Niumatololo was offered the position at BYU but declined, a source told ESPN's Joe Schad.
"It was a long and agonizing two days, probably the hardest two days of my life, but the Naval Academy has been my life for the last 18 years, and I love it here," Niumatololo said in a statement. "I love the kids that go to school here and the people I work with."
Niumatalolo confirmed on ESPN's College GameDay that he was meeting with BYU about the position, saying that while he had received interest from several schools, the BYU job "was just different" for him because of his faith. Niumatalolo is a member of the The Church of Jesus Christ of Latter-day Saints. His son Va'a is a sophomore linebacker at BYU, and his other son, Ali'i, has committed to play at Boise State beginning in 2018 after he serves a two-year mission for the church.
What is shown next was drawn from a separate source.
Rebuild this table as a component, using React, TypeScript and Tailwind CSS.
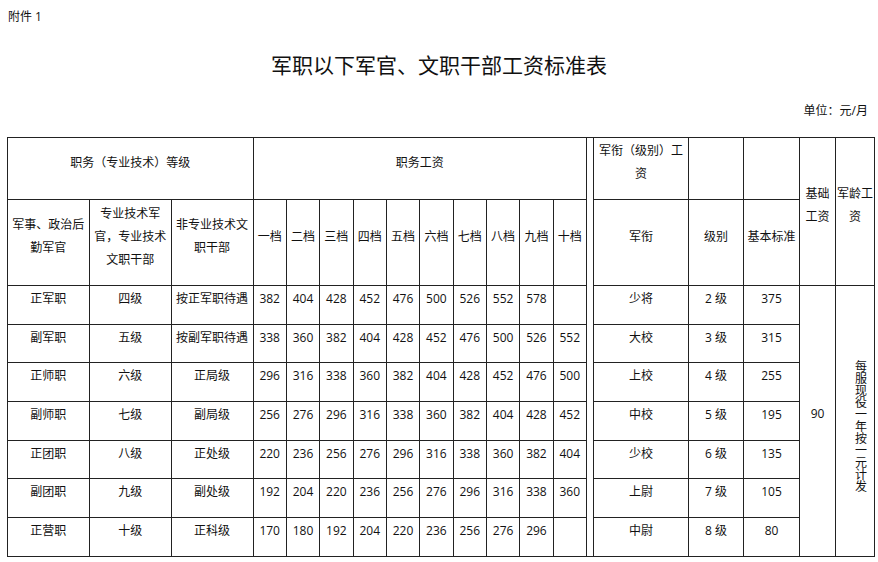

"BYU was something I need to look into because of my faith and the opportunity to coach my two sons," Niumatalolo said. "But ultimately, I decided to stay at the Naval Academy because this is the best place for me and my family, and we are at peace with the decision."
"I'm glad to have this all behind us," Navy athletic director Chet Gladchuk said. "It's been very stressful for everyone involved. There was never any reason in my mind for Kenny to leave, but he had to go through this exercise to be sure.''
Niumatalolo was the top choice to replace Bronco Mendenhall at BYU. The school also has interviewed Kalani Sitake, a former BYU player and current Oregon State defensive coordinator, for the position.
The job at BYU opened when Mendenhall left for Virginia after 11 seasons with the Cougars. During that period, the Cougars were one of only 11 programs to advance to a bowl game each season, including this one, winning six of those games.
Niumatalolo is the all-time winningest coach at Navy, with a 67-37 record in eight seasons. He took over for Paul Johnson, now coach at Georgia Tech, in December 2007 and signed a long-term extension with Navy in April 2011.